Carlton Citadel Hotel and several other buildings have been destroyed by a huge explosion in the northern Syrian city of Aleppo, state media and activists report.
Rebel fighters are believed to have detonated a bomb placed in a tunnel beneath the Carlton Citadel Hotel, near the city’s medieval citadel and souk.
Opposition activists said that government troops were based there and that a number had been killed.
Both sides have been trying to end a long-standing stalemate in the city.
In recent weeks, rebels have been trying to advance on areas where government forces are entrenched, while rebel-held areas of Aleppo have come under fierce aerial bombardment since mid-December.

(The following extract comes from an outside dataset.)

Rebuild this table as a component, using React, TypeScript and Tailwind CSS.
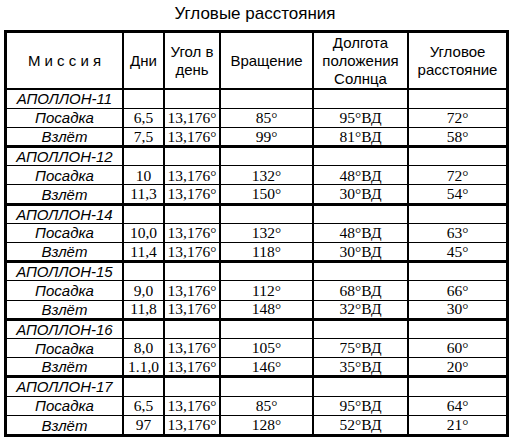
import { Fragment } from "react";

type Leg = {
  label: string;
  days: string;
  rotation: string;
  sun: string;
  distance: string;
};

type Mission = {
  name: string;
  legs: Leg[];
};

const missions: Mission[] = [
  {
    name: "АПОЛЛОН-11",
    legs: [
      { label: "Посадка", days: "6,5", rotation: "85°", sun: "95°ВД", distance: "72°" },
      { label: "Взлёт", days: "7,5", rotation: "99°", sun: "81°ВД", distance: "58°" },
    ],
  },
  {
    name: "АПОЛЛОН-12",
    legs: [
      { label: "Посадка", days: "10", rotation: "132°", sun: "48°ВД", distance: "72°" },
      { label: "Взлёт", days: "11,3", rotation: "150°", sun: "30°ВД", distance: "54°" },
    ],
  },
  {
    name: "АПОЛЛОН-14",
    legs: [
      { label: "Посадка", days: "10,0", rotation: "132°", sun: "48°ВД", distance: "63°" },
      { label: "Взлёт", days: "11,4", rotation: "118°", sun: "30°ВД", distance: "45°" },
    ],
  },
  {
    name: "АПОЛЛОН-15",
    legs: [
      { label: "Посадка", days: "9,0", rotation: "112°", sun: "68°ВД", distance: "66°" },
      { label: "Взлёт", days: "11,8", rotation: "148°", sun: "32°ВД", distance: "30°" },
    ],
  },
  {
    name: "АПОЛЛОН-16",
    legs: [
      { label: "Посадка", days: "8,0", rotation: "105°", sun: "75°ВД", distance: "60°" },
      { label: "Взлёт", days: "1.1,0", rotation: "146°", sun: "35°ВД", distance: "20°" },
    ],
  },
  {
    name: "АПОЛЛОН-17",
    legs: [
      { label: "Посадка", days: "6,5", rotation: "85°", sun: "95°ВД", distance: "64°" },
      { label: "Взлёт", days: "97", rotation: "128°", sun: "52°ВД", distance: "21°" },
    ],
  },
];

const sans = "font-['Liberation_Sans',Arial,sans-serif]";
const serif = "font-['Liberation_Serif','Times_New_Roman',serif]";
const cell = "border-x-2 border-black p-0 text-center h-[19.2px] leading-none";
const num = `${serif} text-[15.5px]`;

export default function App() {
  return (
    <div className={`w-[510px] h-[440px] bg-white text-black ${sans}`}>
      <h1 className="pt-[4px] h-[30px] text-center text-[17px] leading-[20px] font-normal">
        Угловые расстояния
      </h1>
      <div className="ml-[4px] w-[505px] border-[3px] border-black">
        <table className="w-full table-fixed border-collapse">
          <colgroup>
            <col className="w-[116px]" />
            <col className="w-[41px]" />
            <col className="w-[56px]" />
            <col className="w-[93px]" />
            <col className="w-[95px]" />
            <col className="w-[98px]" />
          </colgroup>
          <thead>
            <tr className="h-[56px] text-[15px] leading-[18px]">
              <th className="border-x-2 border-b-2 border-black font-normal border-l-0">М и с с и я</th>
              <th className="border-x-2 border-b-2 border-black font-normal">Дни</th>
              <th className="border-x-2 border-b-2 border-black font-normal">
                Угол в<br />день
              </th>
              <th className="border-x-2 border-b-2 border-black font-normal">Вращение</th>
              <th className="border-x-2 border-b-2 border-black font-normal">
                Долгота<br />положения<br />Солнца
              </th>
              <th className="border-x-2 border-b-2 border-black font-normal border-r-0">
                Угловое<br />расстояние
              </th>
            </tr>
          </thead>
          <tbody>
            {missions.map((m, mi) => (
              <Fragment key={m.name}>
                <tr className={mi > 0 ? "border-t-[3px] border-black" : ""}>
                  <td className={`${cell} border-l-0 border-b border-black italic text-[15px]`}>{m.name}</td>
                  <td className={`${cell} border-b`}></td>
                  <td className={`${cell} border-b`}></td>
                  <td className={`${cell} border-b`}></td>
                  <td className={`${cell} border-b`}></td>
                  <td className={`${cell} border-r-0 border-b`}></td>
                </tr>
                {m.legs.map((leg, li) => (
                  <tr key={leg.label} className={li === 0 ? "border-b border-black" : ""}>
                    <td className={`${cell} border-l-0 italic text-[15px]`}>{leg.label}</td>
                    <td className={`${cell} ${num}`}>{leg.days}</td>
                    <td className={`${cell} ${num}`}>13,176°</td>
                    <td className={`${cell} ${num}`}>{leg.rotation}</td>
                    <td className={`${cell} ${num}`}>{leg.sun}</td>
                    <td className={`${cell} border-r-0 ${num}`}>{leg.distance}</td>
                  </tr>
                ))}
              </Fragment>
            ))}
          </tbody>
        </table>
      </div>
    </div>
  );
}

The state news agency, Sana, reported that “terrorists” had blown up tunnels they had dug underneath archaeological sites in the Old City.

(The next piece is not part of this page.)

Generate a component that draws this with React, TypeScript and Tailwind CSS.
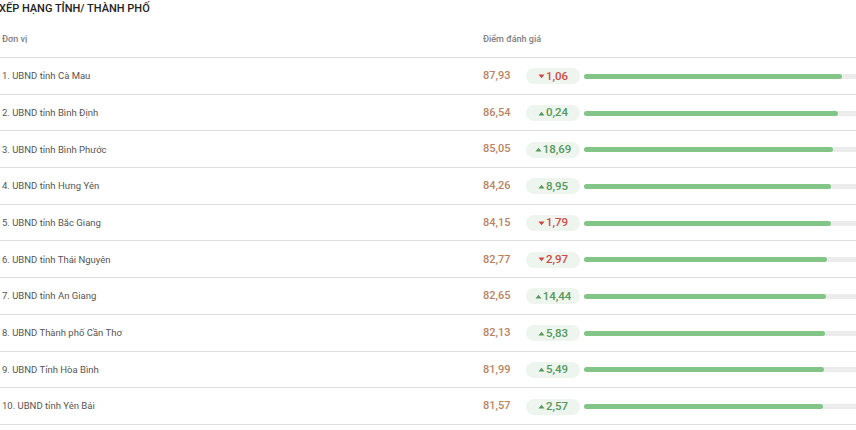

Preliminary reports said the hotel had suffered “huge damage”, it added, without saying if there had been any casualties.
The Carlton Citadel is situated inside a 150-year-old building that faces the entrance of the 13th-Century citadel, which along with the rest of the Old City is a UNESCO World Heritage Site.
The Syrian Observatory for Human Rights, a UK-based activist group, and the opposition Shaam News Network (SNN) said it was being used by government forces.
The remote detonation of a large quantity of explosives placed in the tunnel by the Islamic Front had destroyed the hotel and caused the collapse of several nearby buildings, the Observatory said.
A number of security forces personnel and militiamen loyal to President Bashar al-Assad were believed to have been killed, it added.
Photographs and video published online purported to show the moment of the blast, with a cloud of smoke rising from the scene.
A statement from the Islamic Front said its fighters had “leveled the Carlton Hotel barracks in Old Aleppo and a number of buildings near it, killing 50 soldiers”. It did not say how it knew how many soldiers died.
The front lines have moved little in more than two years of fighting, though it seems the rebels have made a few incremental gains in recent months.
Meanwhile, hundreds more people are expected to be evacuated from their last remaining rebel stronghold in the heart of Homs.
Almost 1,000 rebel fighters and their relatives were driven in buses from the Old City to opposition-held territory north of Homs on Wednesday.
Homs Governor Talal al-Barazi told Syrian state television on Wednesday that Homs would be declared a “secure” city once the withdrawal was complete and the army had moved in.